Last Updated: 02/08/12 4:57pm
Baillie (left) and Stott celebrate their success
Great Britain have scooped gold and silver in the two-man canoe slalom after a dramatic final.
Etienne Stott and Tim Baillie won gold in a time of 106.41 seconds, followed by Richard Hounslow and David Florence who registered a time of 106.77 seconds to claim silver.
It meant despair for three-time Olympic champions, twin brothers Pavol and Peter Hochschorner of Slovakia, who took bronze.
Baillie and Stott were first to go in the final and set the fastest time of the day, roared on by a capacity crowd of British canoe fans.
The partisan spectators started cheering as the following Chinese crew and Polish crews hit gates, incurring costly penalties, and ranking themselves outside the medals.
The biggest threat to Baillie and Stott's time came from the Slovakian twins, who had won gold in Sydney, Athens and Beijing, but they also hit a gate and in the end finished outside the British crew's time.
As Hounslow and Florence were last to run in the final, that guaranteed Britain a gold medal. The only question concerned whether they could beat their compatriots' time.
They made the perfect start and were ahead at the first split, but coming out of the last gate they could not stay ahead of Baillie and Stott and lost out on gold by 0.36 seconds.
After two disappointing days at the Lee Valley white water course, where Britain had failed to reach the individual finals, there were scenes of joy as the victorious team jumped in the water to celebrate.
Stott told BBC Three: "It's weird, it could have been a disaster and now it's a dream.
"We did feel the pressure but for me I thought we needed something to go right today.
"There is nothing taken for granted in this sport and getting to the final was amazing."
Baillie added: "To win is mad and for these boys (Florence and Hounslow) to finish second...
"The run we had, I was hoping it might be good enough for a medal but I didn't expect that."
Despite being edged into silver-medal position, Florence was pleased with how he and Hounslow performed.
"We had to focus on our own run and we were pleased with it," he said.
"To win an Olympic medal, we are certainly not disappointed."
Hounslow added: "We are one team, it's all about Team GB but we wanted to put a result in.
"We attacked it hard all the way down but it was a sprinter's finish."
It is Britain's first ever gold in the canoe slalom, after Florence just missed out to Slovakia's Michal Martikan in the individual C1 event in Beijing by a fraction of a second.
The gold medal for Stott and Baillie was unexpected. The pairing missed out on most of last season after Stott dislocated his right shoulder in training.
The silver medal also represents a turn around in the fortunes for Hounslow and Florence. The pairing only came together in 2009 after the Beijing Games and were ranked ninth in the world.
On Monday Florence was left devastated after failing to make the final of the C1 event, finishing 11th.
And then Hounslow flunked in the semi-final of the individual kayak, finishing 12th, leaving him outside of qualification.

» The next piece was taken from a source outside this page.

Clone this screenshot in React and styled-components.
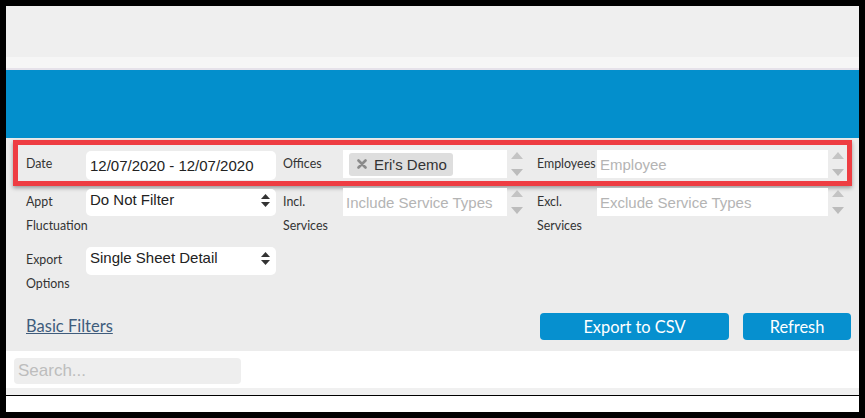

Baillie, from Aberdeen, added: "We just did our best, we didn't do anything different. We have had plenty of experience over the last few days of dealing with such a loud crowd. It wasn't a perfect run by any means but everything went just well enough. All the crews out there are really good.
"It's a really hard course and we went down the fastest."
He added: "I don't think surreal really covers it. It's crazy. I think I will bask in the happy, strange glow for a few days. Coming in we weren't favourites or anything. The sport is so topsy turvy, we could have gone out in qualifying. You just never know.
"The legacy of having this venue alone and then having some fantastic results. It's an exciting sport. The course that is set there is only there for this race so when you are training, we had to prepare for every course you can imagine out there. It was just incredible."
Stott, from Bedford, continued: "The way we prepared for this race is that we just wanted to do a good honest graft on each run, to do the gates as best we could. Getting into the final was a dream.
"We were just waiting, having done our run. We got fifth place, then fourth, and then we had a medal. The Hochschorners went behind us - the best slalom athletes ever - and then Dave and Rich came down, blazing at it. We know they are a fast crew, the beat us all the time in training and they come in behind as well. It's a great script for Great Britain and it's a great script for canoeing.
"The way we prepared for this race we said we would be the same guys coming in and going out of it. We weren't going to change the way we are. There's not going to be a difference if we were champions.
"On the start line we had prepared for the crowd. We let the noise and experience wash over us. We weren't going to let it change what we were so determined to do on the course."
France's Emilie Fer won gold in the women's individual kayak slalom in a time of 105.9 seconds.
Australia's Jessica Fox, whose British-born father is five-time world champion Richard Fox, came second to claim the silver. Spain's Maialen Chourraut won bronze.
Earlier, Britain's Lizzie Neave was knocked out in the semi-final after finishing 12th.